New research based on observations from the Very Large Telescope of the European Southern Observatory (ESO) has found an elusive type of black hole for the first time in a nearby galaxy.
Massive stars that die and produce dormant stellar-mass black holes are particularly difficult to find since they barely interact with their surroundings. This is due to the fact that dormant black holes, in contrast to most black holes, don’t release a lot of X-ray radiation.
This kind of black hole has not yet been “unambiguously discovered beyond our galaxy,” despite being thought to be a reasonably common cosmic phenomenon, according to the team of US and European experts who worked on the study.
The recently discovered black hole, known as VFTS 243, is at least nine times as massive as our sun and is one of two black holes that make up a binary system. It circles a bright, blue star that is 25 times as massive as our sun.
Given how prevalent scientists think dormant black holes to be, it is astounding that we scarcely know of any, according to research co-author Pablo Marchant, an astronomer at KU Leuven, a university in Belgium.
On Monday, the study was released in the scholarly journal Nature Astronomy.
Process of Elimination
The astronomers examined 1,000 enormous stars (each weighing at least eight times the mass of the sun) in the Tarantula Nebula region of the Large Magellanic Cloud, a galaxy close to the Milky Way, to locate the black hole, which cannot be directly viewed.
According to coauthor Tomer Shenar, who was working at KU Leuven in Belgium when the project started and is currently a Marie-Curie Fellow at Amsterdam University in the Netherlands, the discovery was made through an exclusion procedure.
The stars that were a part of binary systems, or stars orbiting a cosmic companion, were first recognized by the astronomers. The companion was not observable in binary systems, so they turned their attention to those. Careful examination ultimately revealed that VFTS 243 was a hibernating black hole, he added via email.
“What we observe here is a star moving around something ‘invisible’ that we cannot see in the data frequently (every 10 days or so),” Shenar said. This star has a mass that is roughly 25 times that of our Sun.
“According to the study, this other “object” must be at least nine times as huge as our Sun. What may weigh nine solar masses and not emit any light? This is the key component of the analysis. We are left with only one option: a black hole (or a large, invisible alien).”
There may be others, but Shenar stated, “Only for this one could we prove the presence of a black hole unambiguously.”
The Fibre Large Array Multi Element Spectrograph (FLAMES) instrument on ESO’s Very Large Telescope used six years of observations to discover the black hole. Astronomers may view more than a hundred objects simultaneously with FLAMES.
Black Holes Police
According to a news release, several of the study’s 40 authors are referred to as the “black hole police” in astronomy circles since they have disproved numerous earlier black hole discoveries.

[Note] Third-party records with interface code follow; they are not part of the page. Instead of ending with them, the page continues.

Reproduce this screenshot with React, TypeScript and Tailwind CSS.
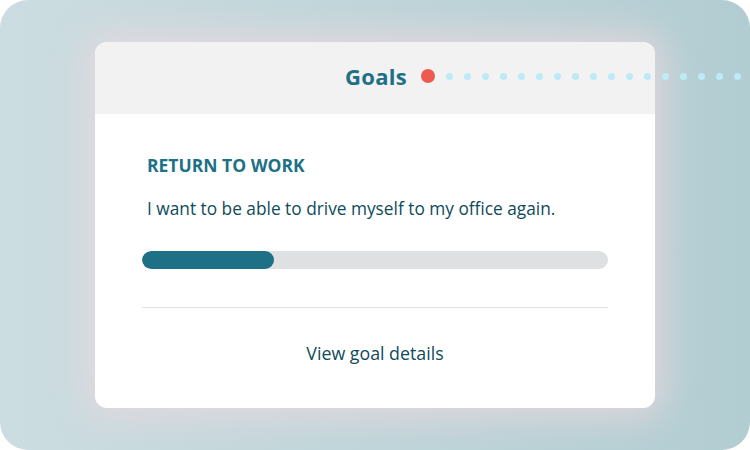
import React from "react";

export default function App() {
  const dots = Array.from({ length: 18 });
  return (
    <div className="w-[750px] h-[450px] bg-white">
      <div
        className="relative w-[750px] h-[450px] rounded-[28px] overflow-hidden bg-gradient-to-r from-[#ccdde1] to-[#b2cdd2] pt-[42px] pl-[95px]"
        style={{ fontFamily: "'Open Sans', 'Noto Sans', sans-serif" }}
      >
        <div className="relative z-10 w-[560px] h-[366px] rounded-[12px] bg-white shadow-[0_0_36px_10px_rgba(232,216,222,0.8)] overflow-hidden flex flex-col">
          <div className="h-[72px] bg-[#f2f2f2] flex items-center justify-end pr-[248px] pb-[4px]">
            <span className="text-[22px] font-bold text-[#1d7085] tracking-[0.3px] leading-none">Goals</span>
          </div>
          <div className="flex-1 px-[47px] pt-[40px] flex flex-col">
            <div className="pl-[5px] text-[17.5px] font-bold text-[#1d7085] leading-[22px]">RETURN TO WORK</div>
            <div className="pl-[5px] mt-[22px] text-[17.3px] text-[#0f4b5b] leading-[22px]">
              I want to be able to drive myself to my office again.
            </div>
            <div className="mt-[31px] h-[18px] rounded-full bg-[#dfe0e2] overflow-hidden">
              <div className="h-full w-[132px] rounded-full bg-[#1d7085]" />
            </div>
            <div className="mt-[38px] h-px bg-[#e0e0e0]" />
            <div className="mt-[34px] text-center text-[17.8px] text-[#0f4b5b] leading-[22px]">View goal details</div>
          </div>
        </div>
        <div className="absolute left-[421px] top-[69px] z-20 flex items-center gap-[11px]">
          <div className="w-[14px] h-[14px] rounded-full bg-[#ef5a4f]" />
          {dots.map((_, i) => (
            <div key={i} className="w-[7px] h-[7px] rounded-full bg-[#bdeaf7]" />
          ))}
        </div>
      </div>
    </div>
  );
}
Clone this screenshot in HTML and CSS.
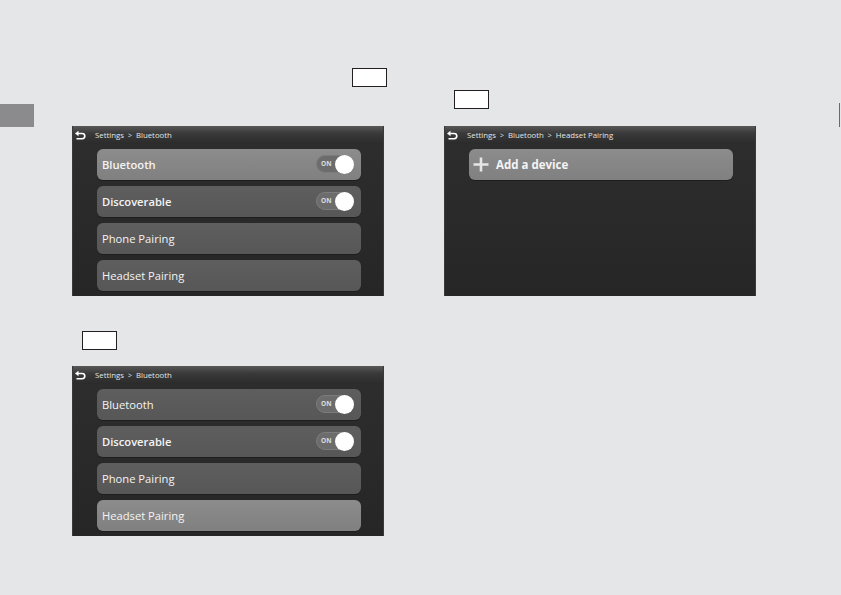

According to the paper, more than ten black hole binary system findings made in the last two years have been called into question. They were certain, though, that their finding was not a “false alarm.”
We took every step possible to eliminate any other possibilities because we are aware of the difficulties, according to Shenar.
The study group claimed that they welcomed critique of their most recent findings.
Tomer Shenar stated, “In science, you’re never wrong unless someone shows you right, and I cannot know that this would never happen — I just know that none of us can identify a problem in the study.